Schnell wird klar, dass diese Freund­schaft und ihr Ende die bei­den Frauen noch in der Gegen­wart nach­hal­tig belas­tet. Ist das über­trie­ben? Tat­säch­lich habe ich mich das beim Lesen immer wie­der gefragt. Freund­schaf­ten kom­men und gehen im Leben. Aller­dings hin­ter­las­sen sie nur sel­ten so viele lose Fäden, die sich allein nicht ent­wir­ren lassen.

„Ich habe mein Handy voll Num­mern, ich habe fünf Julias und acht Kath­rins gegen die Ein­sam­keit. Ich kenne sie kaum, aber […] sie wären für mich da, wenn es hart auf hart käme. Ich habe mehr als dich altes Gespenst!“ (S. 117)

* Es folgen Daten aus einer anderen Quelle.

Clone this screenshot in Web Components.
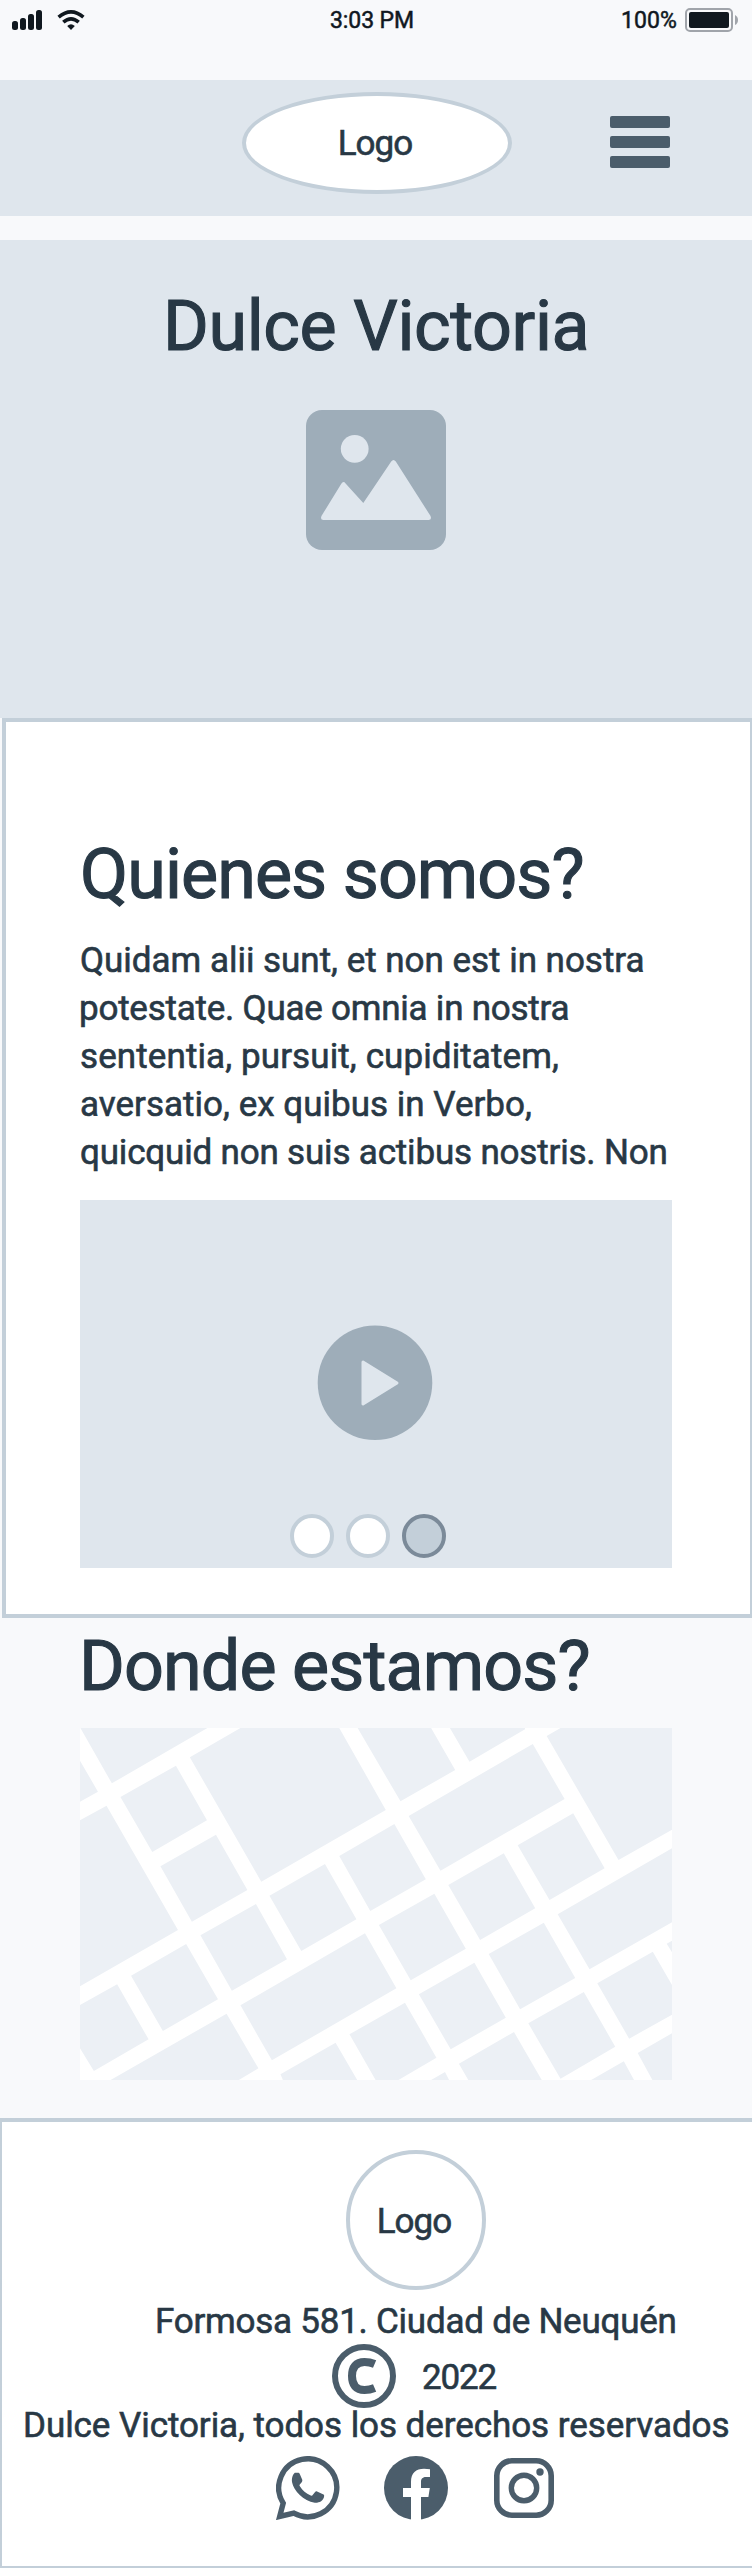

Doch die alten Gespens­ter las­sen sich eben nicht ver­trei­ben. Sie sind das Zen­trum des Tex­tes, um das sich alle Über­le­gun­gen der Prot­ago­nis­tin­nen dre­hen. Sym­pa­thisch wur­den mir die bei­den Frauen durch das stän­dige Krei­sen um sich selbst und ihre Erin­ne­rung jedoch nicht. Das ver­hin­dert aber auch, dass der Text kit­schig wird.

Back to the 90s

Cor­ne­lia Achen­bach gelingt es außer­dem vor­treff­lich, aus die­sen 280 Sei­ten eine Zeit­kap­sel zu zim­mern: Jugend in den 90ern. Und auch wenn man wie ich spä­ter gebo­ren ist, mit Ines und Kirs­ten erin­nert man sich an die Abende auf Klas­sen­fahrt, den Geruch der Schul­flure, an den Wunsch, dazu­zu­ge­hö­ren. Die Autorin brei­tet in den Rück­blen­den das Pan­orama der Puber­tät vor den Leser*innen aus und weckt Erin­ne­run­gen, die zei­gen, dass die Jugend wohl immer in der Gegen­wart nach­wirkt. Dadurch wird für mich aus „Nacht­wan­de­rung“ ins­ge­samt ein run­der, solide erzähl­ter Roman, der mich gut unter­hal­ten und in mir den Wunsch geweckt hat, meine beste Freun­din aus Schul­ta­gen wie­der ein­mal anzurufen.

Nacht­wan­de­rung. Cor­ne­lia Achen­bach. Wun­der­raum. 2022.